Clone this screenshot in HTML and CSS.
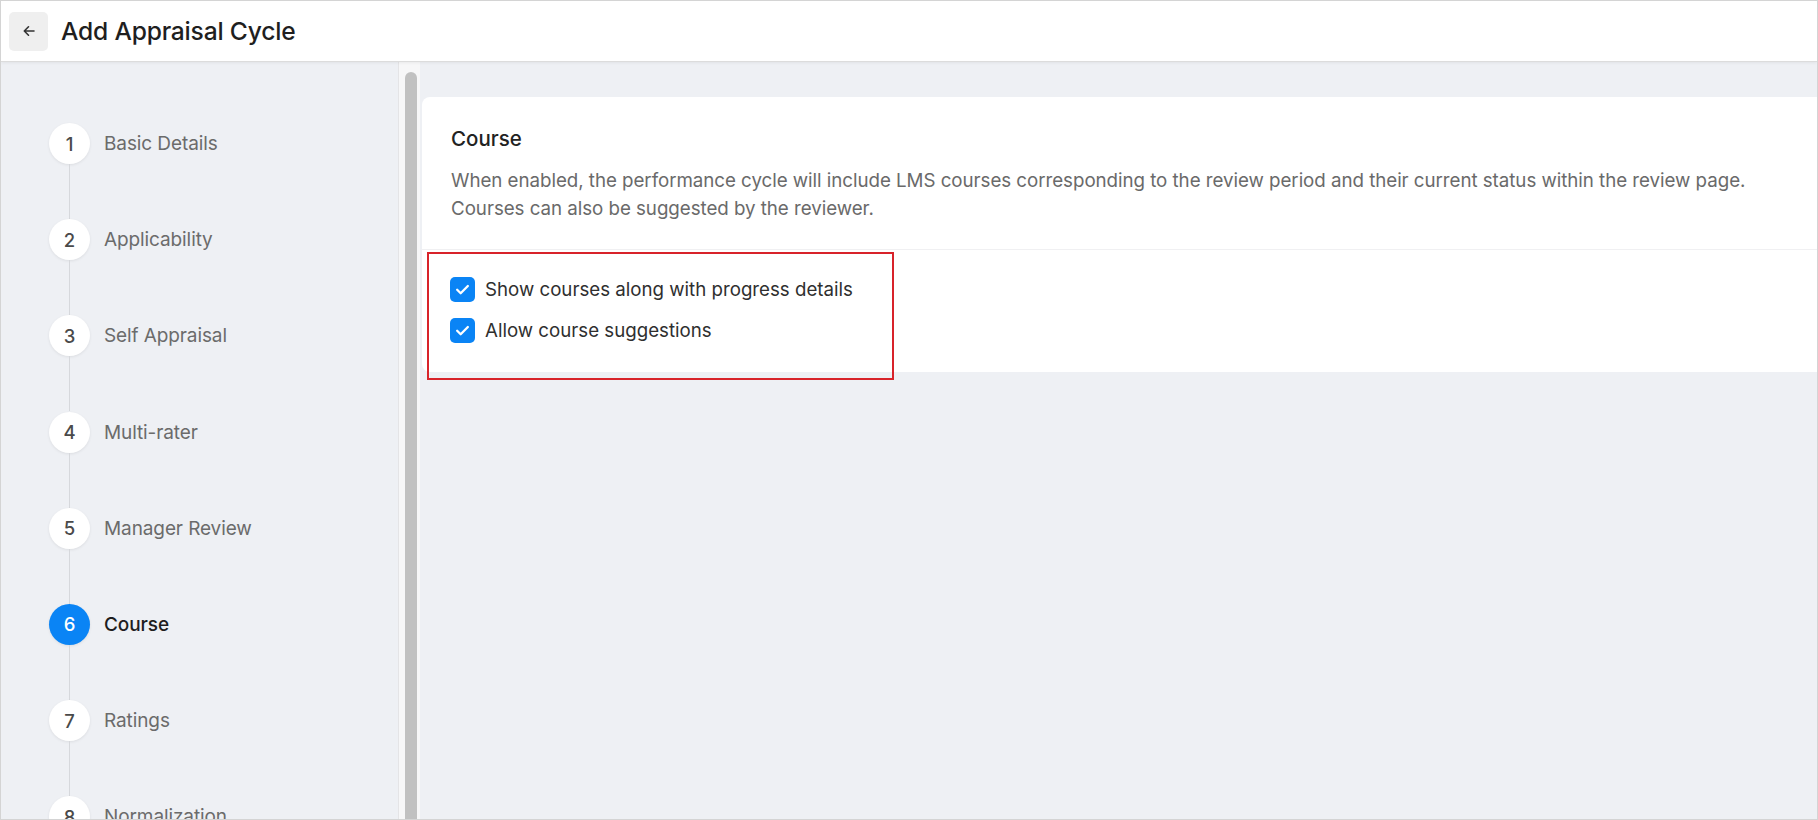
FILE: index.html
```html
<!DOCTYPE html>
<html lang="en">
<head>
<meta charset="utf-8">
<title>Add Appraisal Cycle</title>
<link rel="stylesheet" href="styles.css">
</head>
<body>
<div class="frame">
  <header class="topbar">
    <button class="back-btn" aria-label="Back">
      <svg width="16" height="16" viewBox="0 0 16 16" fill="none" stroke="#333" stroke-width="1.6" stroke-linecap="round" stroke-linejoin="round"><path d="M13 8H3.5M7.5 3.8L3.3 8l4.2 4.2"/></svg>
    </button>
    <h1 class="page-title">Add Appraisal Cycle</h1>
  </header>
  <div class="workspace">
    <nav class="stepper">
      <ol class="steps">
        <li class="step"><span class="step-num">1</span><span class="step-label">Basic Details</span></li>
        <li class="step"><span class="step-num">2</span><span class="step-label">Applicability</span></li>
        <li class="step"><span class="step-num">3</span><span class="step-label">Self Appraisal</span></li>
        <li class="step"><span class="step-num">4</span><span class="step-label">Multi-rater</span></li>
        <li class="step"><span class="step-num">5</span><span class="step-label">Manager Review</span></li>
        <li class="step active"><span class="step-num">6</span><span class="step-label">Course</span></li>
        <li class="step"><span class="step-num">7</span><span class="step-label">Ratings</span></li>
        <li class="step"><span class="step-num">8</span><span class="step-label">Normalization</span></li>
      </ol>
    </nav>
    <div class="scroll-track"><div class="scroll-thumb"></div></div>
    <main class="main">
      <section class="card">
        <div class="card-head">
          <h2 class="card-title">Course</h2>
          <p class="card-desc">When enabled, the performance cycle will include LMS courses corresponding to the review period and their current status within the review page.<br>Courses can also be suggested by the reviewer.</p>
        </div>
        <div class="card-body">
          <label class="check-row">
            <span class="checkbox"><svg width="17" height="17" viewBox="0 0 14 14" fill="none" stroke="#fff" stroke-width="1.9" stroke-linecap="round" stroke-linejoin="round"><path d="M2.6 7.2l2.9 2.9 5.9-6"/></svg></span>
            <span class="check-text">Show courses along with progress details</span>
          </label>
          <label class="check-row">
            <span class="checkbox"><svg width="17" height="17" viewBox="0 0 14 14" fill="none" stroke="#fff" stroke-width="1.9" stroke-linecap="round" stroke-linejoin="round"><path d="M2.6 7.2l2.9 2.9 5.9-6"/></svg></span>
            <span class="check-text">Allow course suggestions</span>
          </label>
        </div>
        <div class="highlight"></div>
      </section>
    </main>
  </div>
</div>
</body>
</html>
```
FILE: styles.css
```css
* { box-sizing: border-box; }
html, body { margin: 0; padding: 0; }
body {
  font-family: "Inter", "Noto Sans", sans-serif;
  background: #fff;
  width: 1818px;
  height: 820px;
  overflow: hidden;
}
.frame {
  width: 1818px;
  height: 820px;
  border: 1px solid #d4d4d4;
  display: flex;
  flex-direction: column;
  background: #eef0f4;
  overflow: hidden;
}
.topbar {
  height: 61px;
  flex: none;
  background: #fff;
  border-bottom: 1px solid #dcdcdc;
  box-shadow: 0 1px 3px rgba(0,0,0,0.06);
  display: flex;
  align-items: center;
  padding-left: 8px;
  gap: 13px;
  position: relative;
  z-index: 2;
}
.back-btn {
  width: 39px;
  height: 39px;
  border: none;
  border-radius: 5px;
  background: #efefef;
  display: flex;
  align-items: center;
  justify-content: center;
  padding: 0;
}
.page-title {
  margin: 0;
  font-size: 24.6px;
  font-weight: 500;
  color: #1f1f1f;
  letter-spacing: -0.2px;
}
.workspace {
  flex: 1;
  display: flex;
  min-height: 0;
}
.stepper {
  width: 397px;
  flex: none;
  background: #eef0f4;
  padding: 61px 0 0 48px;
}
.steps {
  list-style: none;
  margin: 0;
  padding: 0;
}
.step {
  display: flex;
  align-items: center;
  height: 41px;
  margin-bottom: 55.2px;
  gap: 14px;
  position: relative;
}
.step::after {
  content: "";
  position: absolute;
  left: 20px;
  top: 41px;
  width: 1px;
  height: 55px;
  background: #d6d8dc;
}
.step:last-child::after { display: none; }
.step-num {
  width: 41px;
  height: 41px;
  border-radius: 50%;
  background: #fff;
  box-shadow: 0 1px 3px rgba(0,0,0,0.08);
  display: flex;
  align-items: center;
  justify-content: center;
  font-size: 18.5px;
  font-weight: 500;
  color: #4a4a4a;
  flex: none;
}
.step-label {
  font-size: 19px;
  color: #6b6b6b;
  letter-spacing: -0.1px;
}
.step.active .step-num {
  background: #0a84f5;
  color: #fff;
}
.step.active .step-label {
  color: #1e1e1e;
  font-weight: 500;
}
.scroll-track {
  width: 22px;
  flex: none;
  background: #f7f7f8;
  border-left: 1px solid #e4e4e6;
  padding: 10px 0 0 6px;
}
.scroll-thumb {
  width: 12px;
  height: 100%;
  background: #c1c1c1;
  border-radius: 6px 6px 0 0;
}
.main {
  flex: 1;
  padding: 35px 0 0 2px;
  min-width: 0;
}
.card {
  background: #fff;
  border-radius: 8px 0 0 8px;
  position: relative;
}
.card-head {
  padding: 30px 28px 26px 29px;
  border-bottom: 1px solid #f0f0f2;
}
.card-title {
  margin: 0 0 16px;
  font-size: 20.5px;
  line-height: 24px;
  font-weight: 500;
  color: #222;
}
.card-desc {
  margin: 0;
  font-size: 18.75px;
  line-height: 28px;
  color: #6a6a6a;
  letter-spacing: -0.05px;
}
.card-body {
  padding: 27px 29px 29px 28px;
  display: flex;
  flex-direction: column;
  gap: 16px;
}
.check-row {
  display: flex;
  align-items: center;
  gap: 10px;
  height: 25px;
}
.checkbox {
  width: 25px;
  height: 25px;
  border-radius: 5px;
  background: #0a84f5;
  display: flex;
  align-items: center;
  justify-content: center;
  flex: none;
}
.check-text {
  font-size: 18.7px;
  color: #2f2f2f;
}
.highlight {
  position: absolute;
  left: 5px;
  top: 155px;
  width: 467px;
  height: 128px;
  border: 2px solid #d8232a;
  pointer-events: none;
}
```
━━━━━━━━━━━━━━━━━━━━
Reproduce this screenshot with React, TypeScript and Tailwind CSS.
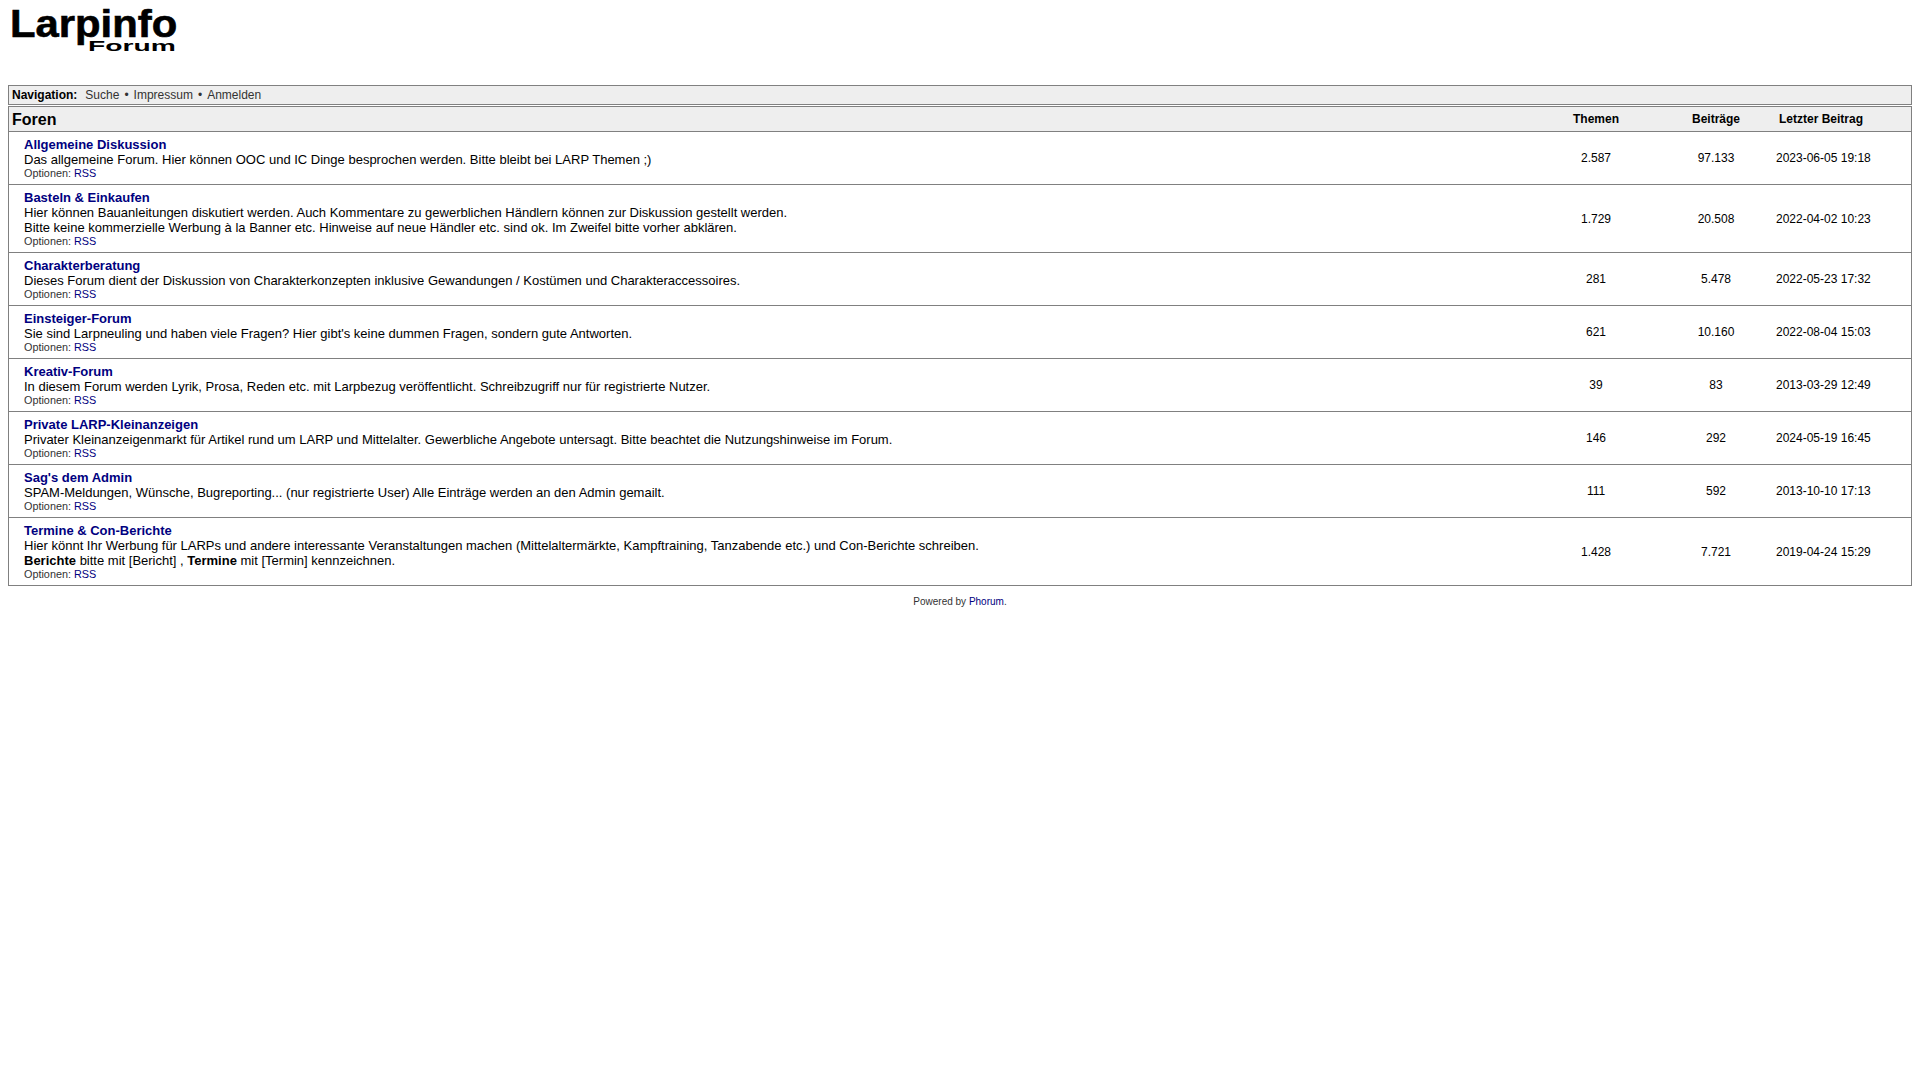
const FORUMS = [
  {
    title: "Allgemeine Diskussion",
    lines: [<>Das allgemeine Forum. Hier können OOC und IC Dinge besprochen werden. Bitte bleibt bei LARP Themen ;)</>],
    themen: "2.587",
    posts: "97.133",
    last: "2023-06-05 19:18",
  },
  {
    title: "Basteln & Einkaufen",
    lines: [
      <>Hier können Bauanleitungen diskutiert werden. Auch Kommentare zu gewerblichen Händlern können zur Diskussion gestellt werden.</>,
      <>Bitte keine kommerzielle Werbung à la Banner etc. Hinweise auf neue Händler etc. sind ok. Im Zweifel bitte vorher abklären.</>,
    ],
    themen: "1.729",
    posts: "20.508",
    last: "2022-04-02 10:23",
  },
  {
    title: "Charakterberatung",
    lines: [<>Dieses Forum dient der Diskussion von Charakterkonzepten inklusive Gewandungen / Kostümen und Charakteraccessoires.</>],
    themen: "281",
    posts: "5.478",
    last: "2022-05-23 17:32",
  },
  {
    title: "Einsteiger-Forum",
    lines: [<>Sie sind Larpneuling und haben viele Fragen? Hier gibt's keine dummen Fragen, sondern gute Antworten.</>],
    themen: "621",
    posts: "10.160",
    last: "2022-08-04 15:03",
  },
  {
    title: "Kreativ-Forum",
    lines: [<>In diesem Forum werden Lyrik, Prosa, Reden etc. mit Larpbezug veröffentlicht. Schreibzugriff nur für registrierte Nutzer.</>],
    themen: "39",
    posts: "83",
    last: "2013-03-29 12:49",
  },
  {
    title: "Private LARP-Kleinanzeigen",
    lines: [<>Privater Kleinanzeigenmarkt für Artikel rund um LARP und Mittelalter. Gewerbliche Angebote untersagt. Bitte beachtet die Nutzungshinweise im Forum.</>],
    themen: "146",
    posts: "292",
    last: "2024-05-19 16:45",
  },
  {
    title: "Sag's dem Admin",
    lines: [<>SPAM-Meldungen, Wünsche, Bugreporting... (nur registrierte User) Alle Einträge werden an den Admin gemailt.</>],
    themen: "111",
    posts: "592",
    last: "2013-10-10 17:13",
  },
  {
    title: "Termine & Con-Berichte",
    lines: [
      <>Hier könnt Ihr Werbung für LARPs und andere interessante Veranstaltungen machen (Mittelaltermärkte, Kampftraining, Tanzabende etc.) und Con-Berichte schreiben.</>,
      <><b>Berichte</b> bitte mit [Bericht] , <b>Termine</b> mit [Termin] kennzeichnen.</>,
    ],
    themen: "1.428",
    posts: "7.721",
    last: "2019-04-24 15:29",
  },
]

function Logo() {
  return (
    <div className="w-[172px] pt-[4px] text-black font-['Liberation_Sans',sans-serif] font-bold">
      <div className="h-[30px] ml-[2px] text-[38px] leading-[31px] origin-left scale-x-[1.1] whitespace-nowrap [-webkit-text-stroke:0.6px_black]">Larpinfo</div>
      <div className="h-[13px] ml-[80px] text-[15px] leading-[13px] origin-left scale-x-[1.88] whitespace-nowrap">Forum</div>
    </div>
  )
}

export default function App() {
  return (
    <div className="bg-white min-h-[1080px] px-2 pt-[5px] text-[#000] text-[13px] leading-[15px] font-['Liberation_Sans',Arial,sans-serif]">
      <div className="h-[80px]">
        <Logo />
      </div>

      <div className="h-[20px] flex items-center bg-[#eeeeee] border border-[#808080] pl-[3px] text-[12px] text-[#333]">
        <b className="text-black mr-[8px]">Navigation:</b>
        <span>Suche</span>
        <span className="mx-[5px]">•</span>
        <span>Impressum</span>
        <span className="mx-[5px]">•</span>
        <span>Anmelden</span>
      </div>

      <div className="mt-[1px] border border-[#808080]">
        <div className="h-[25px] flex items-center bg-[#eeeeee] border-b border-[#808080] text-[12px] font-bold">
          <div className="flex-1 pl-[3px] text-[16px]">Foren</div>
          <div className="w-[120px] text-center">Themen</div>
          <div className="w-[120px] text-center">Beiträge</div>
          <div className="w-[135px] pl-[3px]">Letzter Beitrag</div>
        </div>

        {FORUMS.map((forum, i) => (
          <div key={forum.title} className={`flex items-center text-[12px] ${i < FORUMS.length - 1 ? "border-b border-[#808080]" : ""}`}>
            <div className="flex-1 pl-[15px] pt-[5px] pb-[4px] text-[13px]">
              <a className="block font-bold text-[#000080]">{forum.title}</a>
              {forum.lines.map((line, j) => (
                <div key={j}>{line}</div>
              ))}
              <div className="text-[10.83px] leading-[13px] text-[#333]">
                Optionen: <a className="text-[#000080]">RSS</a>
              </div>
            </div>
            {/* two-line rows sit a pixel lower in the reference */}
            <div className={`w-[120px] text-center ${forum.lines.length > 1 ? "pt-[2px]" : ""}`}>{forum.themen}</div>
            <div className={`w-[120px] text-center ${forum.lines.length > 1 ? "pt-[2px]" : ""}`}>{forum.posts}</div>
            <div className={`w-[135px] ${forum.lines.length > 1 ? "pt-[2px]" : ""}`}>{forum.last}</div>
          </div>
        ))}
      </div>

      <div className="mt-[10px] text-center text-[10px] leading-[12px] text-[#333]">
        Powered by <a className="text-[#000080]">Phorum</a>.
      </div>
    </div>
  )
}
━━━━━━━━━━━━━━━━━━━━
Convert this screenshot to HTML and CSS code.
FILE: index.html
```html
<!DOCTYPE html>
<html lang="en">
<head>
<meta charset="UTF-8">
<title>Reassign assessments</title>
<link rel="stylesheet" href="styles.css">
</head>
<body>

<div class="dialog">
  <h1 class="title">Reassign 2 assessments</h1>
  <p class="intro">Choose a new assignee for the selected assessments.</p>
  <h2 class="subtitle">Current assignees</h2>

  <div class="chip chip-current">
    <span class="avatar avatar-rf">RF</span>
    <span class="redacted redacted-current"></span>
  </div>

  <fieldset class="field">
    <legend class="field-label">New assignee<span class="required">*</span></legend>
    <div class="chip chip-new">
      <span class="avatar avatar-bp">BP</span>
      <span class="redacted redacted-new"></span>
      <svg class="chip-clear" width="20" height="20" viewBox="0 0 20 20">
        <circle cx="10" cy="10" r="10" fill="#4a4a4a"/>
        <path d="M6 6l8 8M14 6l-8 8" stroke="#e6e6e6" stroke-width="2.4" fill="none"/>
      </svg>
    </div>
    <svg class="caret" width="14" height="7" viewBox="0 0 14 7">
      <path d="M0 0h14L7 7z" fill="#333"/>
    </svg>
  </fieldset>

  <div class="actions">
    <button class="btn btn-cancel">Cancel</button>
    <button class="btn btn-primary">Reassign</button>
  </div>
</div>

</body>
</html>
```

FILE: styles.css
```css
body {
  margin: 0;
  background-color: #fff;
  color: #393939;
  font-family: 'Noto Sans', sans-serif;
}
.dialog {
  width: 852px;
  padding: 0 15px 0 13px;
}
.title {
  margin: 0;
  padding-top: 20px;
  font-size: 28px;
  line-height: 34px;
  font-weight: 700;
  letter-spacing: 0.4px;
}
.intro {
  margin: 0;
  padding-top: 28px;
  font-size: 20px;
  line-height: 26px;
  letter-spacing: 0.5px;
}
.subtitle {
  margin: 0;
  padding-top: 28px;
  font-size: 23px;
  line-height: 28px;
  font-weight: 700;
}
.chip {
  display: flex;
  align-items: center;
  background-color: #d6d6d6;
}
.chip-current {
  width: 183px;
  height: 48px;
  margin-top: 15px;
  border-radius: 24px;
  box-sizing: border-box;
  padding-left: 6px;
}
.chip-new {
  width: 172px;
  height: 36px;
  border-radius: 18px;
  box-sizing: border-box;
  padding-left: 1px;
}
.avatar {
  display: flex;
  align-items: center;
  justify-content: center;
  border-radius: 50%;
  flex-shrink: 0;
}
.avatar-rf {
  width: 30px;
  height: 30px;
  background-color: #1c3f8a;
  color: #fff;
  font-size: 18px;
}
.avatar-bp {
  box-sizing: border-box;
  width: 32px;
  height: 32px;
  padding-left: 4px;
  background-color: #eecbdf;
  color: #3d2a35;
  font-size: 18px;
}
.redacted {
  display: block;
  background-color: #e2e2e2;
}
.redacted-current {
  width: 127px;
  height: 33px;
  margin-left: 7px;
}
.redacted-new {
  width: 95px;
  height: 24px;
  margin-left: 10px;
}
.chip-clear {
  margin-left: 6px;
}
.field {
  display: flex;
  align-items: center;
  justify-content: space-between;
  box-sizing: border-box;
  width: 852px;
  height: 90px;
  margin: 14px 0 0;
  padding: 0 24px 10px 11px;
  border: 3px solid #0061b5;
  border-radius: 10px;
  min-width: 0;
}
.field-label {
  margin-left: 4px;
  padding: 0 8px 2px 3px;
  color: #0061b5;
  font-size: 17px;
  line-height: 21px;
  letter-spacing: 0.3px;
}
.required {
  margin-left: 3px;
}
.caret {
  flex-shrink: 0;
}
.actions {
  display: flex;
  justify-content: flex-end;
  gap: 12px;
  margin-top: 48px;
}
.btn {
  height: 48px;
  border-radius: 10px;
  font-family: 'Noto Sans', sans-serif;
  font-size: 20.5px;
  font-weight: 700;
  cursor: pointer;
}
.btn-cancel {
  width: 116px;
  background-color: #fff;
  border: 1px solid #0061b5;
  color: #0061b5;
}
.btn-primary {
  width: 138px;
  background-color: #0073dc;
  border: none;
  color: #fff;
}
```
━━━━━━━━━━━━━━━━━━━━
» Given problem
List all lines from the entries that include the word "this".

» Finished task
Clone this screenshot in HTML and CSS.
Reproduce this screenshot with React, TypeScript and Tailwind CSS.
Convert this screenshot to HTML and CSS code.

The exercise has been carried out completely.